Steve Stenger owns Condo Approval Professionals, LLC outside of Chicago and handles FHA recertifications for condo communities throughout the country. He’s been working on getting lender approval for condos since the early 1990s when he mostly dealt with new construction projects.

Stenger had Lemley fill out a questionnaire to be sure Mandalay could qualify before he agreed to take her project on. Then he guided her through the process, organized and submitted the application.

“A whole cottage industry is cropping up around this issue,” Rioth said. “There are a lot of new companies starting to handle FHA certification paperwork.”

But Lemley still had to be the one to sign the paperwork, which comes with a lot of responsibility. The paperwork states that anyone signing who makes untrue claims is subject to up to $1 million in fines and 30 years in prison.

“It took me a couple weeks to sign it,” she said.

She called the HUD office and asked several times about the requirement and responsibility.

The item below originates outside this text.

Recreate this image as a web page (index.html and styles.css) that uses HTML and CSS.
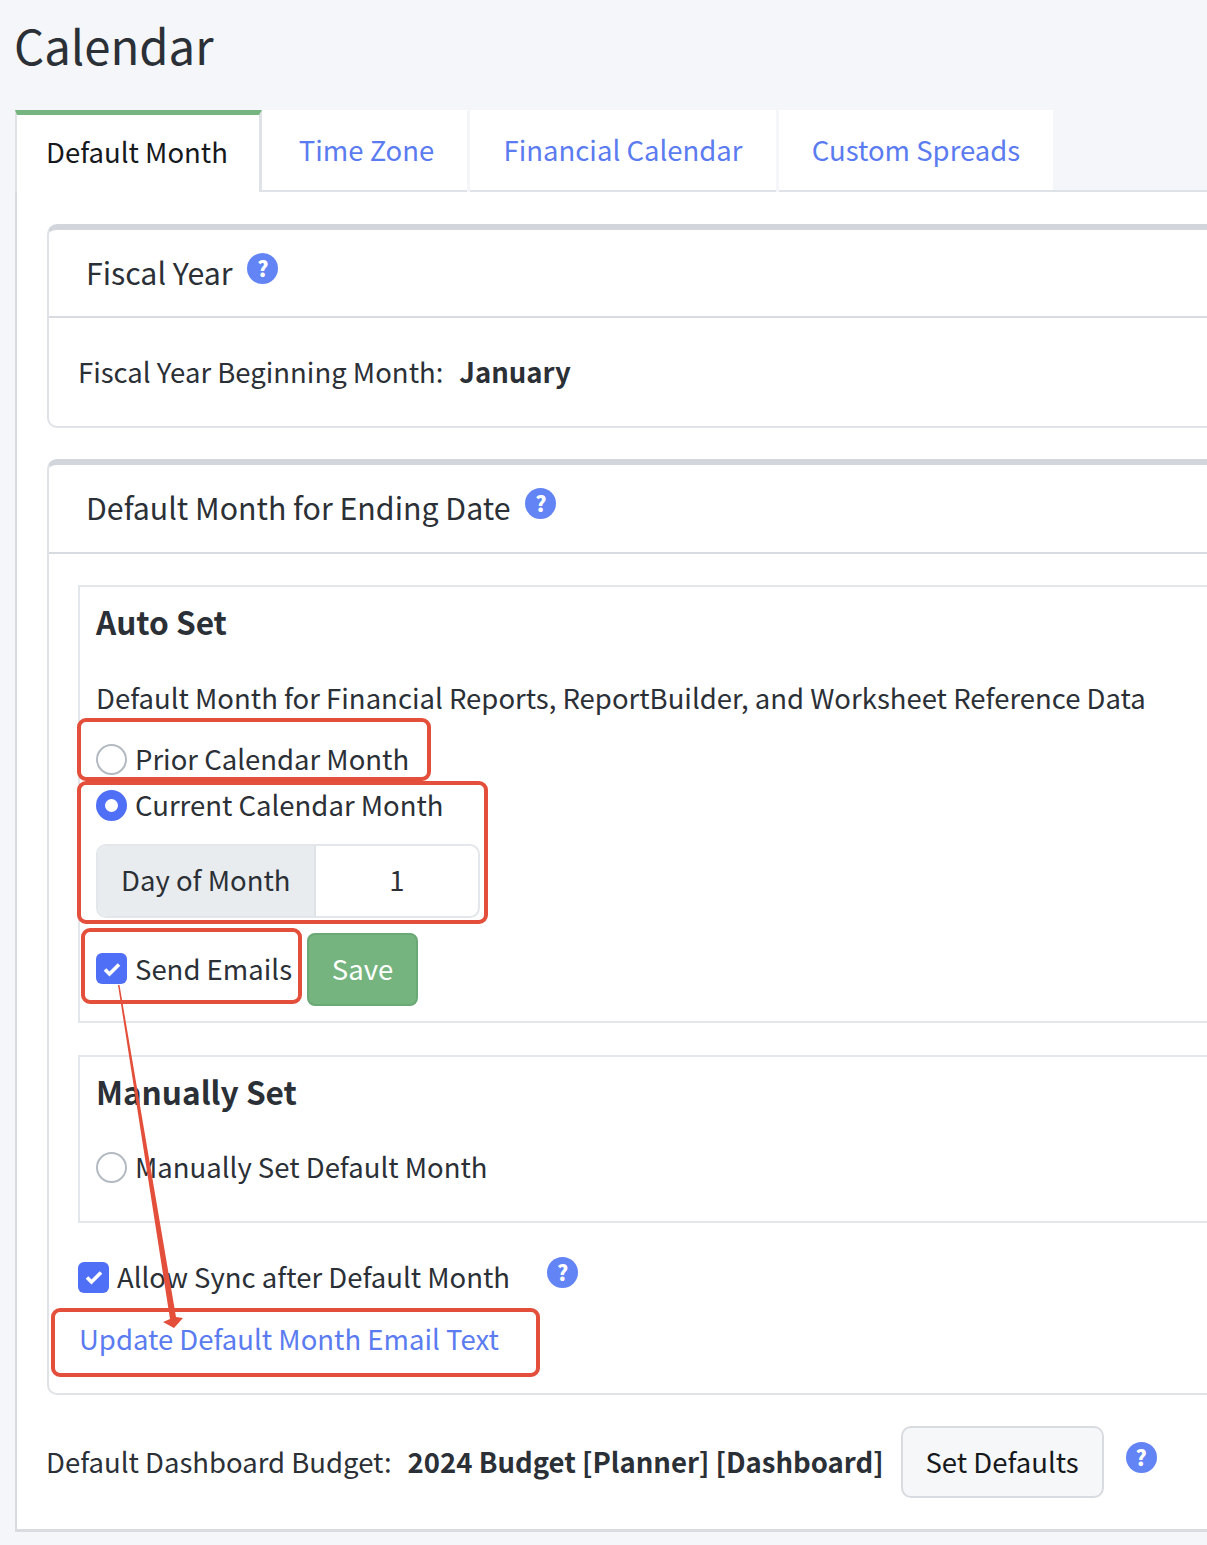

She got just about the same answer every time.

“They just want to know you have something to backup what you’re saying and that you have integrity,” she said.

And as for her responsibility to keep HUD informed, she said there are forms she needs to submit if there are any significant changes.

While the application process was intimidating, it was worth it, she said. She expects property values won’t bounce back to where they were before the certification was lost anytime soon. But she figures they’ll probably get close within the next six months or so.

“It wasn’t hard,” she said. “It was just a lot of time.”

She’s been thinking of ways to get the word out that Mandalay is recertified — maybe a banner at one of the entrances.